Ron Van Der Vlugt

Artist Profile

Education and Career

1988-1991 - California Art Glass Studio, USA
August 1990 - Advanced Fused Glass Course, Pacific Glass, USA
1991-1993 - Fusion Art Glass Studio, Gisborne. Self-employed
1992 - Commercial Art Adult Student, Gisborne Boys High School
1993 - Wanganui Polytechnic, Glassblowing and Production
1994-1995 - Toyoma Institute of Glass Art, JapanGraduate Student, Glass Blowing Major
May 1995 - Hoglund Glass, Nelson
1996 - Blown Glass Studio, New Plymouth
February 1997 - Pacific Light, International Art Glass Conference, Auckland
1997-1999 - Research and building of the de FLUTE Glass Studio, Rotorua June 2002 - GAS - Glass Art Society of America, International Glass Conference, Amsterdam, Holland.
May 2005 - GAS - International Glass Conference, Adelaide, Australia

Exhibitions and Awards

October 1988 - Trish White Gallery, Stained Glass
June 1990 - Gisborne Artists Winter Exhibition
November 1990 - "Focus on Glass", Art Glass Association of Southern California, San Diego - Best 1st time entry award
October 1993 - "Glass Blowing and Casting", Fine Arts Centre Wanganui
March 1995 - Graduation Exhibition, Shimizu Plaza Gallery, Toyama, Japan
September 1999 - Opening Exhibition, de Flute Glass Studio & Gallery, Rotorua
August 2003 - Rotorua Artists Biennial Exhibition
June 2004 - Ashburton Society of Arts, Annual Exhibition, Guest Artist
September 2005 - Rotorua Artists Biennial Exhibition, Judges Nomination

A life-long fascination with moving colour and light motivates glass blower Ron van der Vlugt.

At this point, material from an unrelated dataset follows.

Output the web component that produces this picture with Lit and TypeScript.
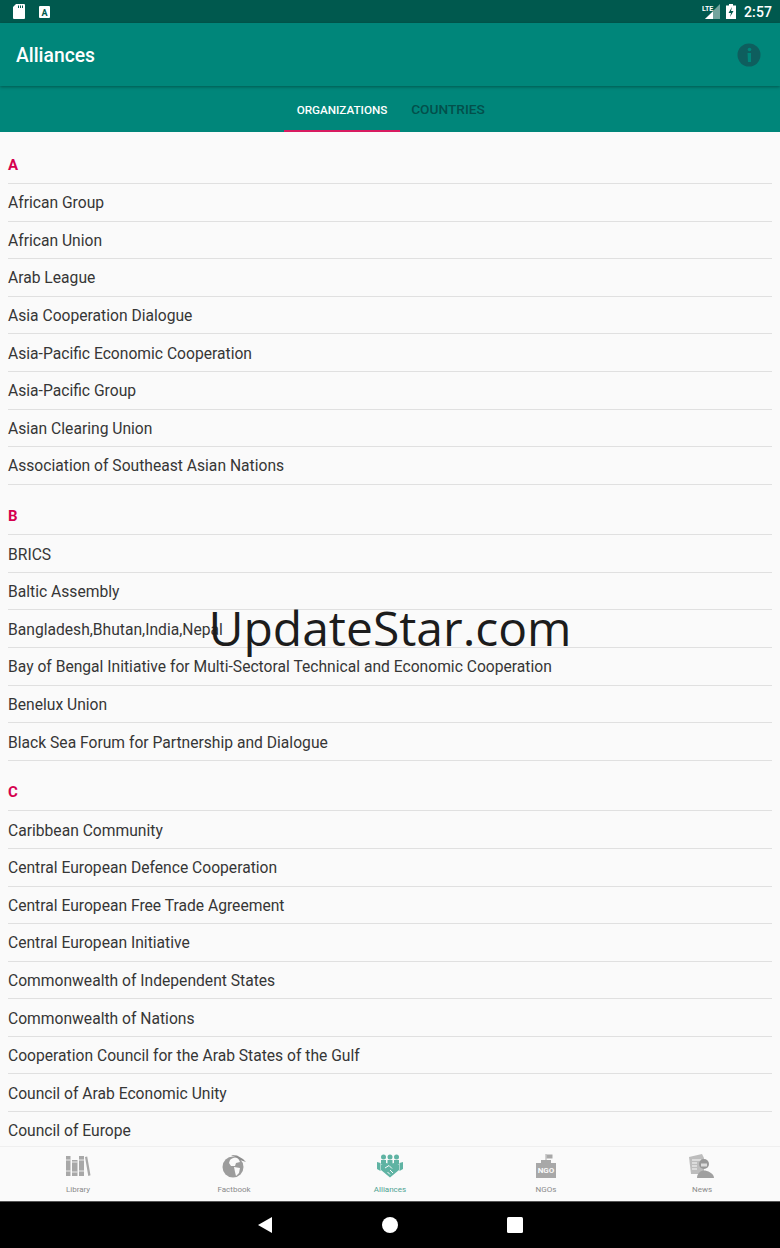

His work has a sense of movement, an instant of fluid light and colour frozen in glass. As a child Ron experimented in the dark with torches and pieces of coloured plastic from car tail lights. As a glass blower, he is intrigued by the elusive challenge of capturing the shifting qualities of light and colour as the glass moves from a glowing, flowing, molten state into a cool, hard, solid shape. Like the Italian glass blowers, Ron works "hot and fast" with few tools, working the glass quickly while it is fluid and hot, relying on the natural forces of gravity and spinning to shape it. He says this makes him more in tune with the glass, so that while he doesn?t always control the tricky medium, at least he understands it. Ron developed his art first in the US, at California Art Glass, then the Wanganui Glass Blowing School, and the Toyama Institute of Glass Art in Japan where he was exposed to Japanese aesthetics and the sophisticated techniques of the Italians. Ron now works from his own De Flute Glass studio in Rotorua.